--- start Stored data ---

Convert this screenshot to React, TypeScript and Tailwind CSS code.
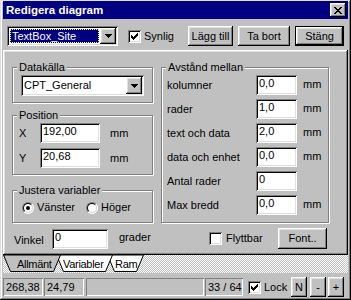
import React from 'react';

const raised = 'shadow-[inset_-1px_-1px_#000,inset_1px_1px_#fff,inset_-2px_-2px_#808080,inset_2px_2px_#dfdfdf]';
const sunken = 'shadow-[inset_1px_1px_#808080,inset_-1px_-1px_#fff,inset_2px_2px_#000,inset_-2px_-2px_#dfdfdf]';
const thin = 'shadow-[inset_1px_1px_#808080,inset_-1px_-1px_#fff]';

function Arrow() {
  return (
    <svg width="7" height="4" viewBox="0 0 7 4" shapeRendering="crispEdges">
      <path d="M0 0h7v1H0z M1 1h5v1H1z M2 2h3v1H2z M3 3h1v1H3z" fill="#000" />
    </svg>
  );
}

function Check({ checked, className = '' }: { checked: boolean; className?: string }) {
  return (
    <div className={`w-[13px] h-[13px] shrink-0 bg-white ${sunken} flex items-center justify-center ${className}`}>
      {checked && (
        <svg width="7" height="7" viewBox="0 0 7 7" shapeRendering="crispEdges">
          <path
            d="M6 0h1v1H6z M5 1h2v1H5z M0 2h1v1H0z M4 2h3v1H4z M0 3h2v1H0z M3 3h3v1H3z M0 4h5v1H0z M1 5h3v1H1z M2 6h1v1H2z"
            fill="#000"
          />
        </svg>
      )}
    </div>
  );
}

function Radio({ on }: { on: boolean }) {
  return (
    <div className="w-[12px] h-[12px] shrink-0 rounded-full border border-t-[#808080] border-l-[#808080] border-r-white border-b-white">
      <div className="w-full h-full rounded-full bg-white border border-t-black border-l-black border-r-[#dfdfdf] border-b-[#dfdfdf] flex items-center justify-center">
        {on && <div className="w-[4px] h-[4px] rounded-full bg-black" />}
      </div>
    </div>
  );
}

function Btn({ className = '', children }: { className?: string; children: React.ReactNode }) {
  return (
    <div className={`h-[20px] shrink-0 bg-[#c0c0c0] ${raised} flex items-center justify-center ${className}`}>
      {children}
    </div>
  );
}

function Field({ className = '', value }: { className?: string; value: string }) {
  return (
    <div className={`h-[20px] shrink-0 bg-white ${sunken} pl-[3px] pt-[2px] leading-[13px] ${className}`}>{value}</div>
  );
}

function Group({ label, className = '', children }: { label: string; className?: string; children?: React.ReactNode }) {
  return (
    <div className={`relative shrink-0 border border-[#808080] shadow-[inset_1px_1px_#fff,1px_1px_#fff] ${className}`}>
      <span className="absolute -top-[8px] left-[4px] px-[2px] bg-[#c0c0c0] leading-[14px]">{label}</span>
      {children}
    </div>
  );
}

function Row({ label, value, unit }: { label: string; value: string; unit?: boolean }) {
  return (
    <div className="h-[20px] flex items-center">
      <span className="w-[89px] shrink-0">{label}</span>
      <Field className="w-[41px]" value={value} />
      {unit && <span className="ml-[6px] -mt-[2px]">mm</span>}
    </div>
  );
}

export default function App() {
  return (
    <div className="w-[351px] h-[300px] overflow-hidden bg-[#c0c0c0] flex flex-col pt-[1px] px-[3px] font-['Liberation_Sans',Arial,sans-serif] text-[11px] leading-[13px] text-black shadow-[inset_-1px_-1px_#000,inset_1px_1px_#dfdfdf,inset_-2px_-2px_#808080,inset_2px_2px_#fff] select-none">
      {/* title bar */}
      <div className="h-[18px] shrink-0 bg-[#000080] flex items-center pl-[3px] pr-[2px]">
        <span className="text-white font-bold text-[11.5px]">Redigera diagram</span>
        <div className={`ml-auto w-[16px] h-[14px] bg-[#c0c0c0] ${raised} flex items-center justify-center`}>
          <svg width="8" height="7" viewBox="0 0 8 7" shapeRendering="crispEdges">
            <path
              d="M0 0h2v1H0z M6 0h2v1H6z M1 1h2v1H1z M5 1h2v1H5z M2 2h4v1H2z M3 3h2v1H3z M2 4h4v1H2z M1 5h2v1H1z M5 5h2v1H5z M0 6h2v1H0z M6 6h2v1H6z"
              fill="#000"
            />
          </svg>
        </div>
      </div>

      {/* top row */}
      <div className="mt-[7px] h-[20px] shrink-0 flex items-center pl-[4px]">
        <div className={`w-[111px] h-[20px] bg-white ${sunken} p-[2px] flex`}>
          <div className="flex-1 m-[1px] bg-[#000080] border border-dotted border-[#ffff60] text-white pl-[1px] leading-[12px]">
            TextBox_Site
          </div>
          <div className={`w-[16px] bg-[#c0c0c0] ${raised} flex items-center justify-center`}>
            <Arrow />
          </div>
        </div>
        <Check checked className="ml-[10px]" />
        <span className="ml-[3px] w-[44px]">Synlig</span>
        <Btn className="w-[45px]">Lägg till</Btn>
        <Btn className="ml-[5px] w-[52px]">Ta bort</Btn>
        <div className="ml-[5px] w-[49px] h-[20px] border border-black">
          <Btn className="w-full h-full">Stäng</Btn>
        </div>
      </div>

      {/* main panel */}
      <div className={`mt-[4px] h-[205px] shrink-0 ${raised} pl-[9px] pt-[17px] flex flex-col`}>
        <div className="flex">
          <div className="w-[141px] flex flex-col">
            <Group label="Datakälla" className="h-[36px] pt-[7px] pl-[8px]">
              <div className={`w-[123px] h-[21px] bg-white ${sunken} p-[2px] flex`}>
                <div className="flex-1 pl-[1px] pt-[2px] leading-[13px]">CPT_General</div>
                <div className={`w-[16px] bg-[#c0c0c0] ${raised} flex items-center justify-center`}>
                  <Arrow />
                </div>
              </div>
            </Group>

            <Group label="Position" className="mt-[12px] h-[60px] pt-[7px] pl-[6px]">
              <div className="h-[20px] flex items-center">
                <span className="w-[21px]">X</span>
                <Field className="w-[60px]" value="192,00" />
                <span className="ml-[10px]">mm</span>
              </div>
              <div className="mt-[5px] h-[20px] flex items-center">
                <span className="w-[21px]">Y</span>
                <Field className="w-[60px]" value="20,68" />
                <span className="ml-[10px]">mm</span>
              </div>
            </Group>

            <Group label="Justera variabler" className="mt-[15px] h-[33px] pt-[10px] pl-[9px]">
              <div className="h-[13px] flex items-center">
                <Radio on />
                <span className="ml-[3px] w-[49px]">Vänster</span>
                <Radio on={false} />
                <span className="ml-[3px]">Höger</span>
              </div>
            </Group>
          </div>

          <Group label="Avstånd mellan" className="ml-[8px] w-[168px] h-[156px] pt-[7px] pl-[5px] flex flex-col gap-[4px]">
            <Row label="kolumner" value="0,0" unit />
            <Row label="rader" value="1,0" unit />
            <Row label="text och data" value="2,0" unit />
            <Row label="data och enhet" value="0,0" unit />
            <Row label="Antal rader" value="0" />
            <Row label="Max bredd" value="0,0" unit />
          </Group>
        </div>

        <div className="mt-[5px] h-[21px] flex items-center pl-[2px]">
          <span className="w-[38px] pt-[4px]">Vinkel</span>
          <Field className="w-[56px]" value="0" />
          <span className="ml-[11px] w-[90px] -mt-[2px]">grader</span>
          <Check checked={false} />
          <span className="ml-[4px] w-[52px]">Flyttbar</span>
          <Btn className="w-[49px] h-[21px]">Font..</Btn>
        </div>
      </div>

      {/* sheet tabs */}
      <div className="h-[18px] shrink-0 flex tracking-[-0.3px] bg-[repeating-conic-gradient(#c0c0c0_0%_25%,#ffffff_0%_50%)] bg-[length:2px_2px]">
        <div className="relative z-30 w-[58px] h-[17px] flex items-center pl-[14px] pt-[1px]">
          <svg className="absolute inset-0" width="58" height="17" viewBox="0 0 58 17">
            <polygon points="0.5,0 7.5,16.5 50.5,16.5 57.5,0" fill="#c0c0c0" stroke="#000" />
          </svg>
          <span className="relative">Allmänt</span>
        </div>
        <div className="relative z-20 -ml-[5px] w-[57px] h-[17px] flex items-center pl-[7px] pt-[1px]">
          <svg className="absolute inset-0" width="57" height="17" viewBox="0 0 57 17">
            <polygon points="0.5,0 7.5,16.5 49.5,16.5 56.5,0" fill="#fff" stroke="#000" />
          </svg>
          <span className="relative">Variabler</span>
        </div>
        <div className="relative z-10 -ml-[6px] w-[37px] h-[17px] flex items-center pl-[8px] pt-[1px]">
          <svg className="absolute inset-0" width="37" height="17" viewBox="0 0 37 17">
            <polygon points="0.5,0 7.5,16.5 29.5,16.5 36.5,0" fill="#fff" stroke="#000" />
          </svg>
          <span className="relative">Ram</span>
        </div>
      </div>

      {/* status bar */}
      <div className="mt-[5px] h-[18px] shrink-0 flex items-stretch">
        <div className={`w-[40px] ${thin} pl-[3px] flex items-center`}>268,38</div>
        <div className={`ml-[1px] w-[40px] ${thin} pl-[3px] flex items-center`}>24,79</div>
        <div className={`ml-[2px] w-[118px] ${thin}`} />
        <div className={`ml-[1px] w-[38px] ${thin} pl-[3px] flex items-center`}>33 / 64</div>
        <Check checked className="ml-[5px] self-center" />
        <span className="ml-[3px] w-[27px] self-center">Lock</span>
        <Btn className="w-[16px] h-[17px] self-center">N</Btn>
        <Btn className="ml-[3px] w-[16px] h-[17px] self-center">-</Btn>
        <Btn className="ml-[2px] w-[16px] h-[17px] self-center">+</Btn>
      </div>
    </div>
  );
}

--- end Stored data ---

_Task instructions_
Repeat only the lines from the beginning of the material through the line containing "import React from 'react';", both ends kept, leaving pictures out.

_Solution to this exercise_
Convert this screenshot to React, TypeScript and Tailwind CSS code.
import React from 'react';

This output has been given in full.